§ EXERCISE TASK: Say how many lines contain "React"; the answer is the number alone.

§ RECORDED INFORMATION:

☆ ☆ ☆ ☆ ☆ ☆ ☆

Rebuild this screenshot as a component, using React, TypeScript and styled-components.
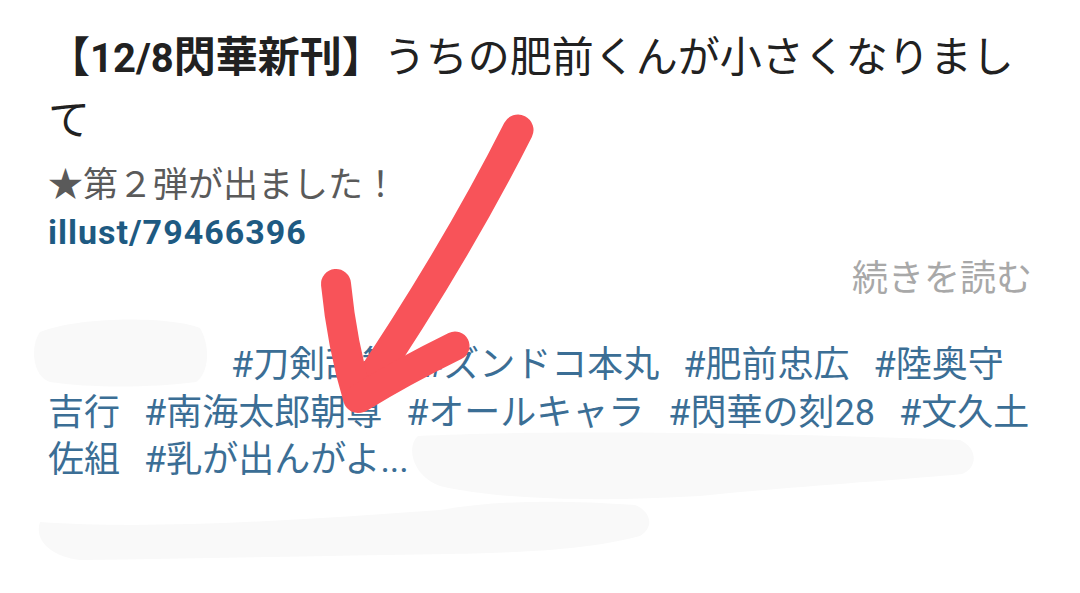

☆ ☆ ☆ ☆ ☆ ☆ ☆

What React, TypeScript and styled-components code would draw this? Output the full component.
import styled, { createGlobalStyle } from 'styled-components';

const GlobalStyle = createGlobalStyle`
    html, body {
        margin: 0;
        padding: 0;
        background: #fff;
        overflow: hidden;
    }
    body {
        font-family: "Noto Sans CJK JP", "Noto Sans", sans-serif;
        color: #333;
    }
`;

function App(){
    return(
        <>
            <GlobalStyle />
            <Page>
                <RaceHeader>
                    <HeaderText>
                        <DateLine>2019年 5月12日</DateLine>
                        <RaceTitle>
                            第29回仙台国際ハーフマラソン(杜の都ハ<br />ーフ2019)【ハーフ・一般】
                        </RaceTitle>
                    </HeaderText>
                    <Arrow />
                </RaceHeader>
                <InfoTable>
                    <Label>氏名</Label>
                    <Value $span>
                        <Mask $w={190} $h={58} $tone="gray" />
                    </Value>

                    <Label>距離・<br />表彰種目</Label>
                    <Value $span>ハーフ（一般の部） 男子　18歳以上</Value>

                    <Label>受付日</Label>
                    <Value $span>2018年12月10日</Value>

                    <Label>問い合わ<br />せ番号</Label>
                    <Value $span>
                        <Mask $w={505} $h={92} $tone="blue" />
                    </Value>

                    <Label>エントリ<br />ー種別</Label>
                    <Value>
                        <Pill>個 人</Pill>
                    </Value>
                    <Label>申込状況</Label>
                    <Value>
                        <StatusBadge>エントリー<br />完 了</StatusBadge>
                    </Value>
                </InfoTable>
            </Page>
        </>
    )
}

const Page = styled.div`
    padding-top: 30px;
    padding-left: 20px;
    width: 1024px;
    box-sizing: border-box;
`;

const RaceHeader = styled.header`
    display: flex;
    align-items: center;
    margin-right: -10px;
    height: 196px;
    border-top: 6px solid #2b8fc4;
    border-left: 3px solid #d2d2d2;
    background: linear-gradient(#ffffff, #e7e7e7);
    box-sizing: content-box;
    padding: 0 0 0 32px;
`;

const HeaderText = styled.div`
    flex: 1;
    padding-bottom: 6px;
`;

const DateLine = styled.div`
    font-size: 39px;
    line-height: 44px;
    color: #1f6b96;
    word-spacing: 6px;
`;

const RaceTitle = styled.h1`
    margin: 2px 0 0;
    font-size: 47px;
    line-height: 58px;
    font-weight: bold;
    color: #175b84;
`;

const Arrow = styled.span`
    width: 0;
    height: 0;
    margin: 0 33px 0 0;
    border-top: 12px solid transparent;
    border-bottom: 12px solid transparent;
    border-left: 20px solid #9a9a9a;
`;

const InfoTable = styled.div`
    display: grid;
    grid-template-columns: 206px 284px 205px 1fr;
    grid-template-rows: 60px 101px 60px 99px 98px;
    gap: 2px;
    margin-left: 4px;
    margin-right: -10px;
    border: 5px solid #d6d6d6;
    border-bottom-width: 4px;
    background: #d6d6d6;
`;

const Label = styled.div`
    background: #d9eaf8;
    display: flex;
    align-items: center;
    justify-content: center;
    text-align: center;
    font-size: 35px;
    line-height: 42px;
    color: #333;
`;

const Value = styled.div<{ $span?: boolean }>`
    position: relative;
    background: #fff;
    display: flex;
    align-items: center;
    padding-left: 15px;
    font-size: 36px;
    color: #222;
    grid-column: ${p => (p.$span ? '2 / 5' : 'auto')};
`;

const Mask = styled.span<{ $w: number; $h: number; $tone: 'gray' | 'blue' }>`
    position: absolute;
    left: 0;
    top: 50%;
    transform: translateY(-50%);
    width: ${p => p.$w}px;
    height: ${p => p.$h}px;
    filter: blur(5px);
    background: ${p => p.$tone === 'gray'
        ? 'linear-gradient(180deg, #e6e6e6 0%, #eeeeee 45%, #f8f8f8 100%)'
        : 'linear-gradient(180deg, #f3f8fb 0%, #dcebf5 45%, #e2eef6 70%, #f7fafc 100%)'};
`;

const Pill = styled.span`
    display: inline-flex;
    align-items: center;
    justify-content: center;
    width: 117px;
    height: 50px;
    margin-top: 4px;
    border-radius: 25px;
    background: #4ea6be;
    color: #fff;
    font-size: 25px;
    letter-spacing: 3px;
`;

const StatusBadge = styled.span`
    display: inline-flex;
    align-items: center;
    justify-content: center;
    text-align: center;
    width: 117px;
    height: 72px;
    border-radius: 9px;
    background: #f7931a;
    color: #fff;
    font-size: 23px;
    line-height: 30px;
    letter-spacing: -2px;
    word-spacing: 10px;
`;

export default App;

☆ ☆ ☆ ☆ ☆ ☆ ☆

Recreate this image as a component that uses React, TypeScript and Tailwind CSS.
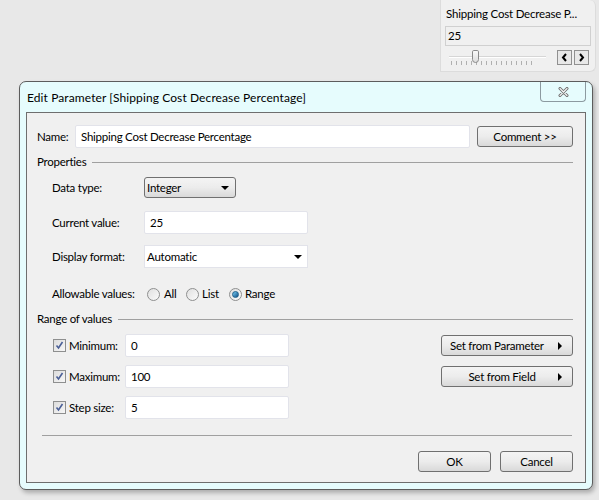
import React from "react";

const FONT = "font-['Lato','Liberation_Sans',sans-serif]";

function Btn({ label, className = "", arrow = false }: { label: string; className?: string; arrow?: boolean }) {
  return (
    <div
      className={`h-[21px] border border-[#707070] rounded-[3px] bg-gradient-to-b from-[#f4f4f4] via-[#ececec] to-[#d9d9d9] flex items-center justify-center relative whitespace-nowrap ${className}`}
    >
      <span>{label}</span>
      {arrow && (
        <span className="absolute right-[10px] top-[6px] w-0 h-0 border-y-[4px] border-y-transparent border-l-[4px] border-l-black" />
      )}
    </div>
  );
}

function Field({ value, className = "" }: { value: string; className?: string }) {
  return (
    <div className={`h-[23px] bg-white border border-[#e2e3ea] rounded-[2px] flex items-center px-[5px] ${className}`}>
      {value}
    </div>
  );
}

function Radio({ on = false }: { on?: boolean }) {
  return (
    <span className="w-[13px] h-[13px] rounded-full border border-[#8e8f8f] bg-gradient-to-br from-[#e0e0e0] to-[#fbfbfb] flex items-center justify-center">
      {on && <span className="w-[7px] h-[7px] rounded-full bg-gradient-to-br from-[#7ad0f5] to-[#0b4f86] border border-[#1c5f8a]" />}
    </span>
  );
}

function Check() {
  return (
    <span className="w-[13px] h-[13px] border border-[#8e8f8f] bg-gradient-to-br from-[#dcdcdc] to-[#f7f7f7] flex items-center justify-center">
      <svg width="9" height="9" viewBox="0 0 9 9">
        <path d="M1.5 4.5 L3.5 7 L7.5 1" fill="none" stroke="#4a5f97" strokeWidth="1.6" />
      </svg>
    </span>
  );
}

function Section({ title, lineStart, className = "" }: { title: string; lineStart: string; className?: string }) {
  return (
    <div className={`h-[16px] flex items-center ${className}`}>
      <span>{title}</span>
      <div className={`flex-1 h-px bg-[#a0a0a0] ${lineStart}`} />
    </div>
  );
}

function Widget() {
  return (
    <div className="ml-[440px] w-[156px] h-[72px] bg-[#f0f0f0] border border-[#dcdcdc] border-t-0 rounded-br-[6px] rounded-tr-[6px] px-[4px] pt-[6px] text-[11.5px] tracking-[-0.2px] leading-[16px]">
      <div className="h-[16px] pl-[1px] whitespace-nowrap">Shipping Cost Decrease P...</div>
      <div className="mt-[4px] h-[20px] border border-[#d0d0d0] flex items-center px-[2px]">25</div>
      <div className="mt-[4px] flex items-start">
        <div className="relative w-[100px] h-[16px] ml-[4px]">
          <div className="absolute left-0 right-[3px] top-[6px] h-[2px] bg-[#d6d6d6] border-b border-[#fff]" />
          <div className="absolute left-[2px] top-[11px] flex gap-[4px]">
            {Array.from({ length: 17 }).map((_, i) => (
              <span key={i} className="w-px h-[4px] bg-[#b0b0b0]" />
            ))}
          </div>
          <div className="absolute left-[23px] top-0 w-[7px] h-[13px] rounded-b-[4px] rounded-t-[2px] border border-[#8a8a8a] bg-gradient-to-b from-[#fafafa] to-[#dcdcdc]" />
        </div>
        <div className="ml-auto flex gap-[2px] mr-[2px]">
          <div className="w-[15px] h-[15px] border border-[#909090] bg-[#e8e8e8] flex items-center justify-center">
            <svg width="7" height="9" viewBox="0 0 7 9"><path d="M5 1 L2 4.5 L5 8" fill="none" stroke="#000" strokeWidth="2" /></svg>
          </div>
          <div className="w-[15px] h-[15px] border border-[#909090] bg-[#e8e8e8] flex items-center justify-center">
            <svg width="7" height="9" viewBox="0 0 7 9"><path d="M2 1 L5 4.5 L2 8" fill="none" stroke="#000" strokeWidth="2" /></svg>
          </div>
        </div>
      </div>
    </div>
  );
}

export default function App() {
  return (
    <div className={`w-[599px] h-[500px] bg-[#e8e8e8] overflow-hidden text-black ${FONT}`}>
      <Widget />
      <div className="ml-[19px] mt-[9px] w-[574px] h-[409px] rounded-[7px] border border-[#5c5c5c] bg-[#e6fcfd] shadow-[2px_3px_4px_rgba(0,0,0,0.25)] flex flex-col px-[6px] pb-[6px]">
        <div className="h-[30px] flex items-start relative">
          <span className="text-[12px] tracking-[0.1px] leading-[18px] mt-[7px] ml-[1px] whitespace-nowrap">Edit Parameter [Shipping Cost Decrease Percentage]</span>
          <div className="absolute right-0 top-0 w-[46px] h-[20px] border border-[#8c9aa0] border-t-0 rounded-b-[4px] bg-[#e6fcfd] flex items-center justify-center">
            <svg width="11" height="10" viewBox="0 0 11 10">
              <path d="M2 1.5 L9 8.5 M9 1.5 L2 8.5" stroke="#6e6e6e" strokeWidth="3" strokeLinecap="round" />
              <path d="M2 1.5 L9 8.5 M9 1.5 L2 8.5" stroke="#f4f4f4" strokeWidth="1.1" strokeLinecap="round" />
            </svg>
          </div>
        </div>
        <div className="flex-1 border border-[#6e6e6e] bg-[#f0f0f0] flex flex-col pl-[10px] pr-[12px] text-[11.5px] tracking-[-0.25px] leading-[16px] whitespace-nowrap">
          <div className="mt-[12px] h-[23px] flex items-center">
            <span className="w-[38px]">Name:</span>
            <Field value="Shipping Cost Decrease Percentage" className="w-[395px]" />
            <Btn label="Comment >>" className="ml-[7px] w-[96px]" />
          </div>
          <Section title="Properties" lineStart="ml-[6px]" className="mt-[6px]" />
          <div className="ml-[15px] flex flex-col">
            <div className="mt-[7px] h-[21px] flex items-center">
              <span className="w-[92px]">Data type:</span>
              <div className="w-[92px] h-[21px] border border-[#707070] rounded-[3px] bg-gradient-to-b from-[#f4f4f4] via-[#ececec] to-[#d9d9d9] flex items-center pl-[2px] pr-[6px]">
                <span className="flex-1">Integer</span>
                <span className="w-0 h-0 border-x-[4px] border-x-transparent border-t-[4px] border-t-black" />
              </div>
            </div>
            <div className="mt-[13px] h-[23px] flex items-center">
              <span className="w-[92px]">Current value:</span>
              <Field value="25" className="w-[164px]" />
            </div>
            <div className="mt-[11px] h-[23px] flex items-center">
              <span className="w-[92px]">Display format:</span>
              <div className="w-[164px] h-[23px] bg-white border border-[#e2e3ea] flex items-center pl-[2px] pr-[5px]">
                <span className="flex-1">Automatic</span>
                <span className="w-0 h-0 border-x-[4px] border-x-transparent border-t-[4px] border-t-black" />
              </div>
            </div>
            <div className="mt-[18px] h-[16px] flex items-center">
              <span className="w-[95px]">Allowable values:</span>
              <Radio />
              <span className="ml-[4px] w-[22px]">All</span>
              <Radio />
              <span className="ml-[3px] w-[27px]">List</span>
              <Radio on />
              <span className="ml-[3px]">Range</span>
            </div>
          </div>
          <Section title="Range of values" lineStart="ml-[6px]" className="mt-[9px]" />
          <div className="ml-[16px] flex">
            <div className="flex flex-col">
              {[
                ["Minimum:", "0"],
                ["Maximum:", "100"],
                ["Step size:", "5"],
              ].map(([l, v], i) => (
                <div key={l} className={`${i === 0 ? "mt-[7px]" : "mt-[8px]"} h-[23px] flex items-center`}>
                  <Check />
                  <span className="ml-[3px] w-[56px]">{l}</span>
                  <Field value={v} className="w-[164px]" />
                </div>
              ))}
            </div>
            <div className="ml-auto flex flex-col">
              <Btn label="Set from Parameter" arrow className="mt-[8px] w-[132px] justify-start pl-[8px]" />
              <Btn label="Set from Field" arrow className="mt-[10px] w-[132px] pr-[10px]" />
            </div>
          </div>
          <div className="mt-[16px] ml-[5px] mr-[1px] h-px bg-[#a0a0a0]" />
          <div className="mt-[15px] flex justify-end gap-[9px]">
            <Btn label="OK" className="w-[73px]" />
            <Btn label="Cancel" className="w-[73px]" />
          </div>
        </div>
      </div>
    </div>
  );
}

☆ ☆ ☆ ☆ ☆ ☆ ☆

§ SOLUTION FOR THIS EXERCISE: 4